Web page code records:
········
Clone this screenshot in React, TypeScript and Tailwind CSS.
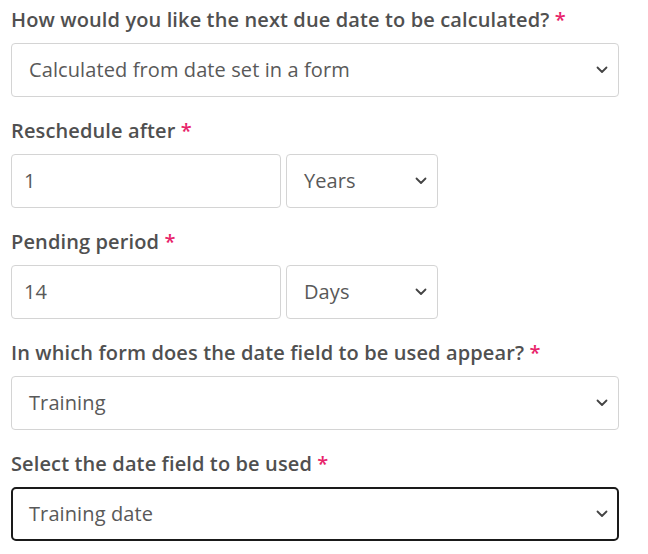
import React from "react";

// small chevron used inside the select boxes
function Chevron() {
  return (
    <svg width="12" height="8" viewBox="0 0 12 8" fill="none" className="shrink-0">
      <path d="M1.5 1.5L6 6L10.5 1.5" stroke="#444" strokeWidth="1.8" strokeLinecap="round" strokeLinejoin="round" />
    </svg>
  );
}

function Label({ children }: { children: React.ReactNode }) {
  return (
    <div className="text-[20px] leading-[26px] font-semibold tracking-[0.12px] text-[#505050] mb-[10px]">
      {children} <span className="text-[#e8246b]">*</span>
    </div>
  );
}

function SelectBox({ value, className, focused }: { value: string; className: string; focused?: boolean }) {
  return (
    <div
      className={
        focused
          ? `${className} h-[54px] flex items-center justify-between pl-[16px] pr-[9px] rounded-[5px] border-2 border-[#1a1a1a] bg-white`
          : `${className} h-[54px] flex items-center justify-between pl-[17px] pr-[10px] rounded-[4px] border border-[#d4d4d4] bg-white`
      }
    >
      <span className="text-[20px] tracking-[0.1px] text-[#595959]">{value}</span>
      <Chevron />
    </div>
  );
}

function TextBox({ value }: { value: string }) {
  return (
    <div className="w-[270px] h-[54px] flex items-center pl-[12px] rounded-[4px] border border-[#d4d4d4] bg-white">
      <span className="text-[20px] text-[#595959]">{value}</span>
    </div>
  );
}

export default function App() {
  return (
    <div
      className="w-[648px] h-[554px] bg-white pt-[7px] pl-[11px] flex flex-col gap-[21px]"
      style={{ fontFamily: '"Open Sans", sans-serif' }}
    >
      <div>
        <Label>How would you like the next due date to be calculated?</Label>
        <SelectBox className="w-[608px]" value="Calculated from date set in a form" />
      </div>
      <div>
        <Label>Reschedule after</Label>
        <div className="flex gap-[5px]">
          <TextBox value="1" />
          <SelectBox className="w-[152px]" value="Years" />
        </div>
      </div>
      <div>
        <Label>Pending period</Label>
        <div className="flex gap-[5px]">
          <TextBox value="14" />
          <SelectBox className="w-[152px]" value="Days" />
        </div>
      </div>
      <div>
        <Label>In which form does the date field to be used appear?</Label>
        <SelectBox className="w-[608px]" value="Training" />
      </div>
      <div>
        <Label>Select the date field to be used</Label>
        <SelectBox className="w-[608px]" value="Training date" focused />
      </div>
    </div>
  );
}
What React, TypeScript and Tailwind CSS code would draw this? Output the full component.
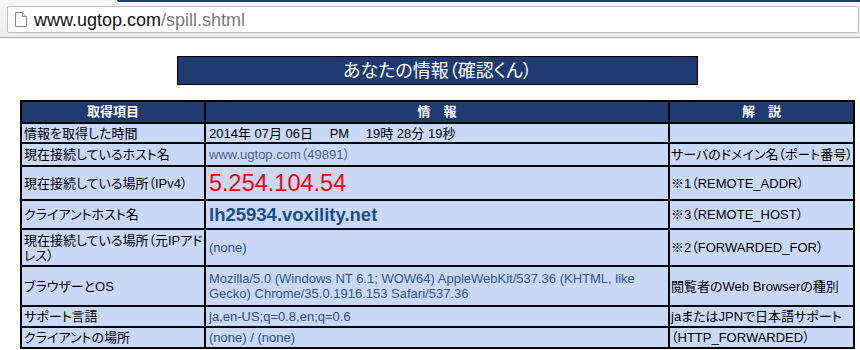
········
Give all the entries again exactly, dropping each picture.

Clone this screenshot in React, TypeScript and Tailwind CSS.
import React from "react";

// small chevron used inside the select boxes
function Chevron() {
  return (
    <svg width="12" height="8" viewBox="0 0 12 8" fill="none" className="shrink-0">
      <path d="M1.5 1.5L6 6L10.5 1.5" stroke="#444" strokeWidth="1.8" strokeLinecap="round" strokeLinejoin="round" />
    </svg>
  );
}

function Label({ children }: { children: React.ReactNode }) {
  return (
    <div className="text-[20px] leading-[26px] font-semibold tracking-[0.12px] text-[#505050] mb-[10px]">
      {children} <span className="text-[#e8246b]">*</span>
    </div>
  );
}

function SelectBox({ value, className, focused }: { value: string; className: string; focused?: boolean }) {
  return (
    <div
      className={
        focused
          ? `${className} h-[54px] flex items-center justify-between pl-[16px] pr-[9px] rounded-[5px] border-2 border-[#1a1a1a] bg-white`
          : `${className} h-[54px] flex items-center justify-between pl-[17px] pr-[10px] rounded-[4px] border border-[#d4d4d4] bg-white`
      }
    >
      <span className="text-[20px] tracking-[0.1px] text-[#595959]">{value}</span>
      <Chevron />
    </div>
  );
}

function TextBox({ value }: { value: string }) {
  return (
    <div className="w-[270px] h-[54px] flex items-center pl-[12px] rounded-[4px] border border-[#d4d4d4] bg-white">
      <span className="text-[20px] text-[#595959]">{value}</span>
    </div>
  );
}

export default function App() {
  return (
    <div
      className="w-[648px] h-[554px] bg-white pt-[7px] pl-[11px] flex flex-col gap-[21px]"
      style={{ fontFamily: '"Open Sans", sans-serif' }}
    >
      <div>
        <Label>How would you like the next due date to be calculated?</Label>
        <SelectBox className="w-[608px]" value="Calculated from date set in a form" />
      </div>
      <div>
        <Label>Reschedule after</Label>
        <div className="flex gap-[5px]">
          <TextBox value="1" />
          <SelectBox className="w-[152px]" value="Years" />
        </div>
      </div>
      <div>
        <Label>Pending period</Label>
        <div className="flex gap-[5px]">
          <TextBox value="14" />
          <SelectBox className="w-[152px]" value="Days" />
        </div>
      </div>
      <div>
        <Label>In which form does the date field to be used appear?</Label>
        <SelectBox className="w-[608px]" value="Training" />
      </div>
      <div>
        <Label>Select the date field to be used</Label>
        <SelectBox className="w-[608px]" value="Training date" focused />
      </div>
    </div>
  );
}
What React, TypeScript and Tailwind CSS code would draw this? Output the full component.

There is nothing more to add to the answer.